Eloignés que nous sommes des réalités de souffrance que connaissent les gens là-bas, nous pouvons adopter sur les plateaux de télé ou dans nos classes des positions si théoriques qu’elles en deviennent idéologiques. Nous devons travailler concrètement par l’acquisition de connaissances qui visent le réel, à notre position d’observateur impartial, et bien comprendre que les appréciations, voire les jugements moraux à l’emporte pièce mettent, ici, par chez nous, en quelque sorte le feu à la plaine déjà quelque peu embrasée par la crise sanitaire. L’observateur partial, souvent médiatique, confond inconsciemment son intérêt qu’il projette sur sa connaissance du monde. L’observateur impartial librement et en vérité peut connaître. Cela est essentiel pour la résolution des conflits. Que ce soit pour le lointain comme pour le local. Mais ce sont là d'autres questions que je n'aborderai pas ici.

Notre responsabilité est de ré-ouvrir, chacun, par la connaissance un véritable champ des possibles. Je n’ai jamais cru que par la violence, ce fut jamais possible. Il en va de notre responsabilité, de notre dignité d’être humain.
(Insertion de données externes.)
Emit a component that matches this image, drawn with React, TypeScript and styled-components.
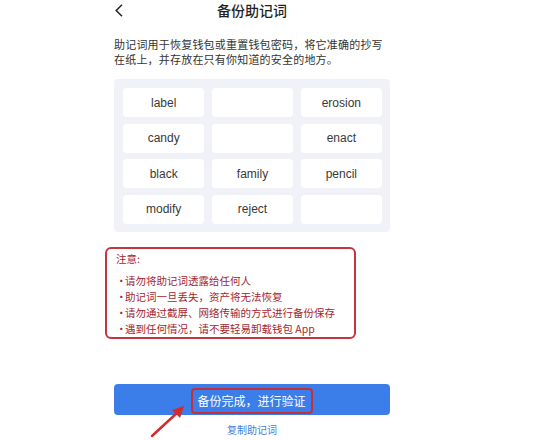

Je ne comprends pas, bien que finalement je le comprenne si bien aujourd’hui,  qu’on dénie cette puissance à la parole, à la raison qu’on nomme en géopolitique internationale, diplomatie, pour croire désormais, ce qui est une absence terrible de foi, à l’instar de Clausevitz, Schmitt et combien d’autres, à la guerre. C’est une désespérance, une déréliction à laquelle, même si nous mettons un genou à terre, parfois, nous devons résister. C’est bien là, un problème de classe ; ceux qui théorisent certaines théories de la guerre, ne la font pas. Je voudrais retrouver, pour vous proposer une autre théorie de la guerre qui ne correspond pas aux canons actuels. Car évidemment, je ne me situe pas non plus du côté des pacifistes bêlants : la guerre a sa possibilité, sa légitimité. Et ses conditions, selon moi, pour la France aujourd’hui, ne sont pas remplies.